Stylish, violent, and sordid -- but also thoughtful and, occasionally, hopeful -- Trevor Alixopulos has crafted two powerful books about war, politics, and relationships that will draw you in and force you to take a hard, long look at the realities of our modern world.
In Mine Tonight, individuals with high ideals and few scruples struggle and scheme among the backdrop of the second Bush administration, the giddy chaos of WTO protest-era Seattle, and the moral fog of post-9/11 New York. The tricks of memory and the ambiguity of politics add the the intrigue of a tale that is both intensely personal and widely relevant. Lukas, an amoral gun for hire, finds himself embroiled in the corruptions of the 2004 presidential election; his journey and demons are aggressively rendered in black and white drawings, which fluidly convey anger, fear, and motion.

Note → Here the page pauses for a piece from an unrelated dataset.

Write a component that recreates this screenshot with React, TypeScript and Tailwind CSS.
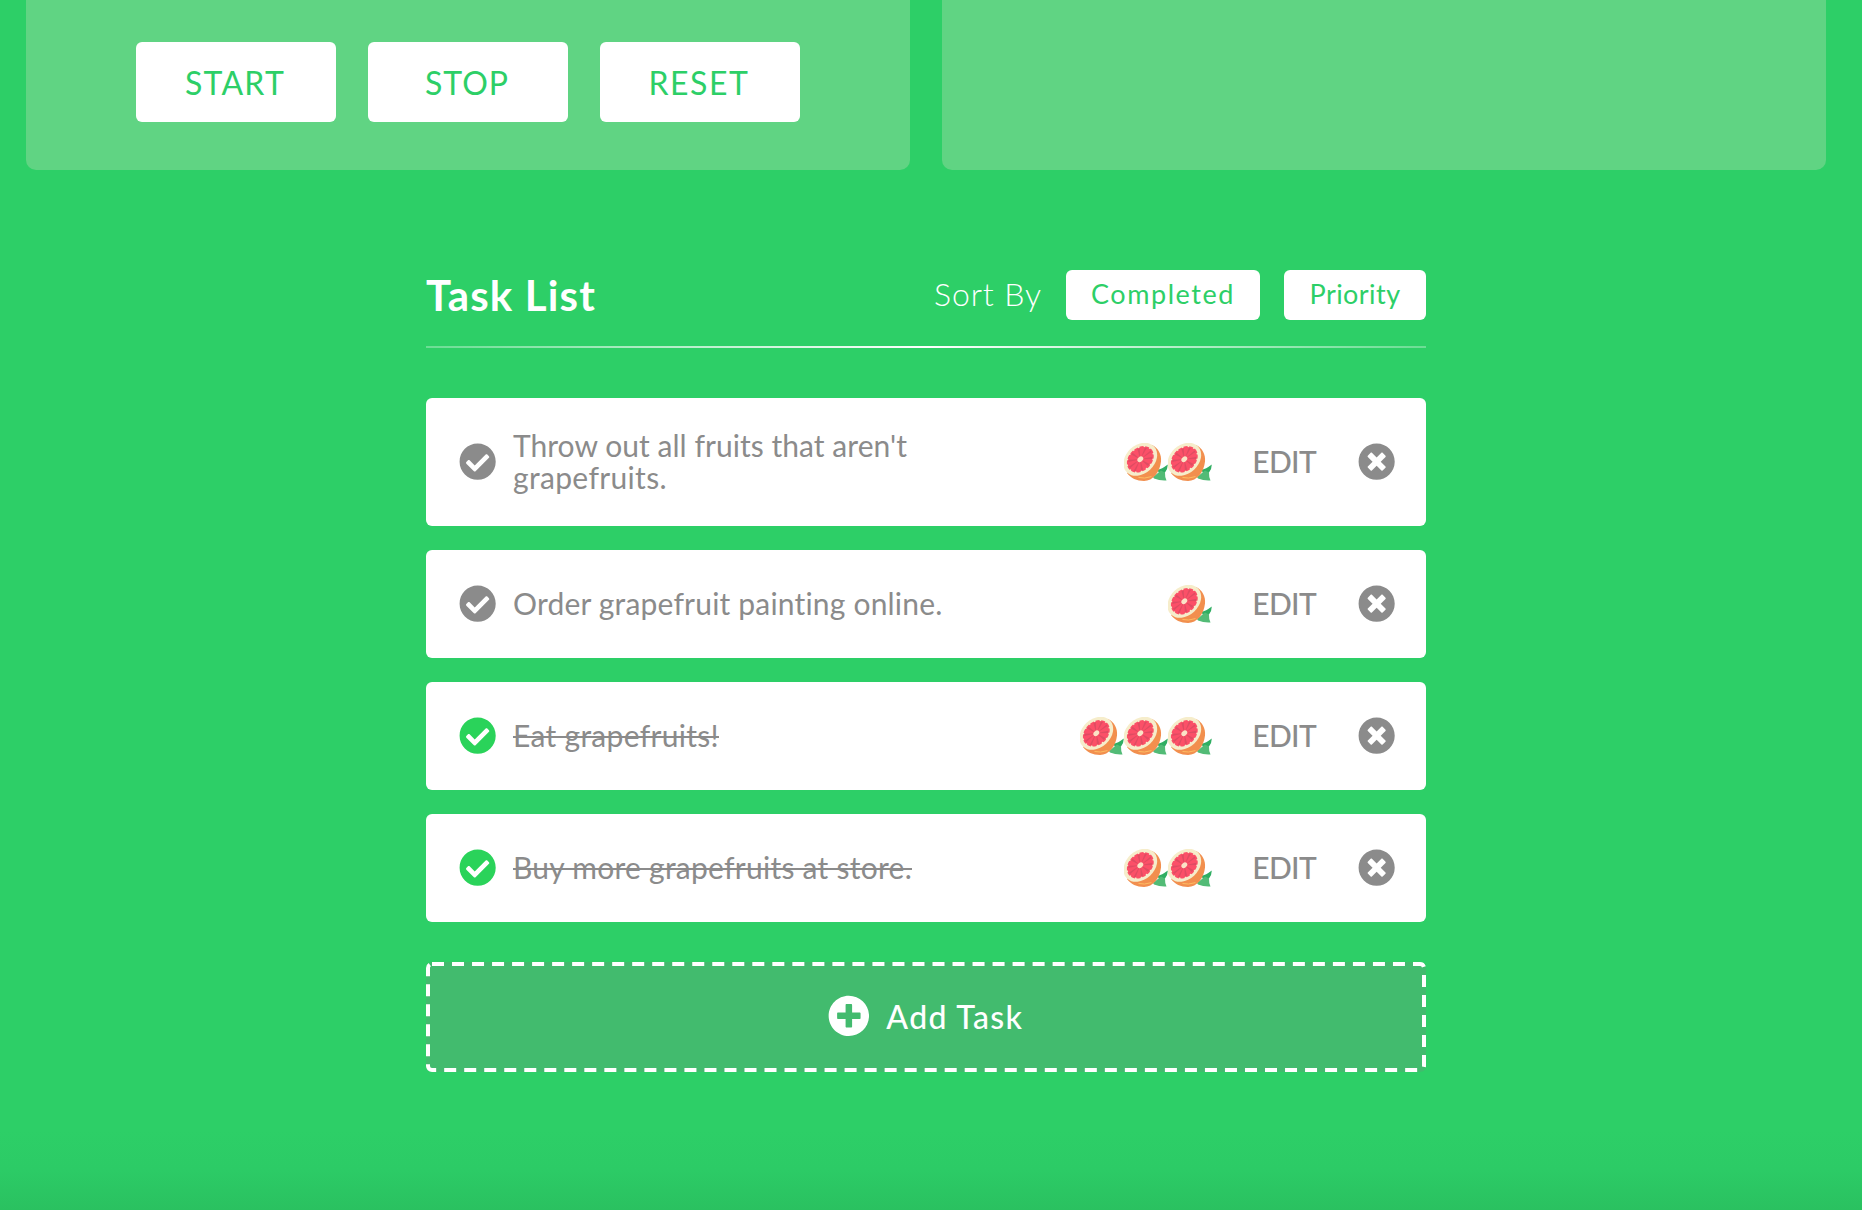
import { useLayoutEffect, useRef, useState } from 'react';
import { FaCheckCircle, FaPlusCircle, FaTimesCircle } from 'react-icons/fa';

/* A line of text whose tracking is adjusted so that it fills a given width. */
function Fit({ text, width, className = '' }: { text: string; width: number; className?: string }) {
  const ref = useRef<HTMLSpanElement>(null);
  const [spacing, setSpacing] = useState(0);
  useLayoutEffect(() => {
    const el = ref.current;
    if (!el) return;
    el.style.letterSpacing = '0px';
    const next = (width - el.getBoundingClientRect().width) / text.length;
    el.style.letterSpacing = `${next}px`;
    setSpacing(next);
  }, [text, width]);
  return (
    <span ref={ref} className={`inline-block whitespace-pre ${className}`} style={{ letterSpacing: spacing }}>
      {text}
    </span>
  );
}

const wedges = [8, 44, 80, 116, 152, 188, 224, 260, 296, 332];

function Grapefruit() {
  return (
    <svg viewBox="0 0 44 40" className="h-10 w-11 shrink-0">
      <path d="M33 27Q38 26 43.800 21.500Q43.800 26 41 29.500L37 32Z" fill="#2fae62" />
      <path d="M29 34L37 27.500L41 29.500Q40.800 34 42.500 37.500Q36 38 30 35.500Z" fill="#52bb76" />
      <path d="M28 2C34.500 5 37.800 12 37 18.500C36 29 29 38 20 38C13 38 6.500 35 3 30Z" fill="#f28f4e" />
      <path d="M14.500 34.500Q20 36 27.500 33.600" stroke="#fdbd63" strokeWidth="1" fill="none" />
      <g transform="translate(16.300 16.300) rotate(-43)">
        <ellipse rx="18.800" ry="14.300" fill="#f6edcb" />
        <ellipse rx="14.200" ry="10.600" fill="#fb5068" />
        <ellipse rx="14.200" ry="10.600" fill="none" stroke="#fb5068" strokeWidth="1.600" strokeDasharray="4 1.500" />
        {wedges.map((a) => (
          <path key={a} d="M0 0L13.500 -1.200L13.500 1.400Z" fill="#df4c62" transform={`scale(1 .74) rotate(${a})`} />
        ))}
        <ellipse rx="3.300" ry="2.400" fill="#fbe3c6" />
      </g>
    </svg>
  );
}

type Task = { lines: [string, number][]; done: boolean; priority: number };

const tasks: Task[] = [
  { lines: [["Throw out all fruits that aren't", 394], ['grapefruits.', 154]], done: false, priority: 2 },
  { lines: [['Order grapefruit painting online.', 430]], done: false, priority: 1 },
  { lines: [['Eat grapefruits!', 206]], done: true, priority: 3 },
  { lines: [['Buy more grapefruits at store.', 399]], done: true, priority: 2 },
];

const timerButtons: [string, number][] = [
  ['START', 100],
  ['STOP', 84],
  ['RESET', 101],
];

function TaskRow({ task }: { task: Task }) {
  return (
    <li
      className={`flex items-center rounded-md bg-white pr-[30.500px] pl-[32.500px] text-[30px] leading-8 text-[#8b8b8b] ${
        task.lines.length > 1 ? 'h-32' : 'h-[108px]'
      }`}
    >
      <FaCheckCircle className={`size-[37.300px] shrink-0 ${task.done ? 'text-[#2ad35a]' : ''}`} />
      <div className="ml-[17.200px] flex flex-1 flex-col items-start pb-[3px]">
        {task.lines.map(([text, width]) => (
          <Fit key={text} text={text} width={width} className={task.done ? 'line-through decoration-2' : ''} />
        ))}
      </div>
      <div className="mt-0.5 flex">
        {Array.from({ length: task.priority }, (_, i) => (
          <Grapefruit key={i} />
        ))}
      </div>
      <button className="mr-[42px] ml-10 pb-[3px] font-medium">
        <Fit text="EDIT" width={64} />
      </button>
      <FaTimesCircle className="size-[37.300px] shrink-0" />
    </li>
  );
}

export default function App() {
  return (
    <div className="flex h-[1210px] w-full flex-col overflow-hidden bg-[#2dcf67] font-['Lato',sans-serif]">
      <div className="grid grid-cols-2 gap-8 pr-9 pl-[26px]">
        <section className="flex h-[170px] justify-center gap-8 rounded-b-[10px] bg-[#60d483] pt-[42px]">
          {timerButtons.map(([label, width]) => (
            <button key={label} className="h-20 w-[200px] rounded-md bg-white pt-0.5 pr-0.5 text-[32px] text-[#2dcf67]">
              <Fit text={label} width={width} />
            </button>
          ))}
        </section>
        <section className="h-[170px] rounded-b-[10px] bg-[#60d483]" />
      </div>

      <main className="ml-[426px] w-[1000px] pt-[100px]">
        <header className="flex h-[50px] items-center">
          <h1 className="flex-1 text-[42px] leading-[50px] font-bold text-white">
            <Fit text="Task List" width={170} />
          </h1>
          <span className="mr-6 pb-[3px] text-[32px] leading-10 font-light text-white">
            <Fit text="Sort By" width={108} />
          </span>
          <button className="mr-6 h-[50px] w-[194px] rounded-md bg-white pb-px text-[27px] text-[#2dcf67]">
            <Fit text="Completed" width={144} />
          </button>
          <button className="h-[50px] w-[142px] rounded-md bg-white pb-px text-[27px] text-[#2dcf67]">
            <Fit text="Priority" width={91} />
          </button>
        </header>
        <div className="mt-[26px] h-0.5 bg-linear-to-r from-white/30 via-white to-white/30" />

        <ul className="mt-[50px] flex flex-col gap-6">
          {tasks.map((task) => (
            <TaskRow key={task.lines[0][0]} task={task} />
          ))}
        </ul>

        <button className="relative mt-10 flex h-[110px] w-full items-center justify-center gap-[17px] rounded-md bg-[#42bb6e] pr-px text-[32px] font-medium text-white">
          <svg className="absolute inset-0 size-full" fill="none">
            <rect x="2" y="2" width="996" height="106" rx="4" stroke="white" strokeWidth="4" strokeDasharray="12 8.020" />
          </svg>
          <FaPlusCircle className="size-[41.700px] -translate-y-px" />
          <Fit text="Add Task" width={137} />
        </button>
      </main>
      <div className="mt-auto h-20 shrink-0 bg-linear-to-b from-[#2dcf67] via-[#2ccb66] to-[#2ac160]" />
    </div>
  );
}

The Hot Breath of War is a looser book, conceptually, but no less powerful. Entwining several seemingly unrelated episodes featuring vastly different characters and experiences, this book ultimately creates a vivid picture of life during wartime. Alixopulos uses subtle storytelling and skillful artistry to explore love amid conflict and the seduction and love of violence itself. While the art in The Hot Breath of War is more cartoonish than the art in Mine Tonight, it still remains graphically sophisticated and urgently shows movement and emotion.
The Hot Breath of War and Mine Tonight are perfect for fans of Joe Sacco or Jules Feiffer, but they stand on their own merits as unique graphic novels that speak to our current political and personal affairs.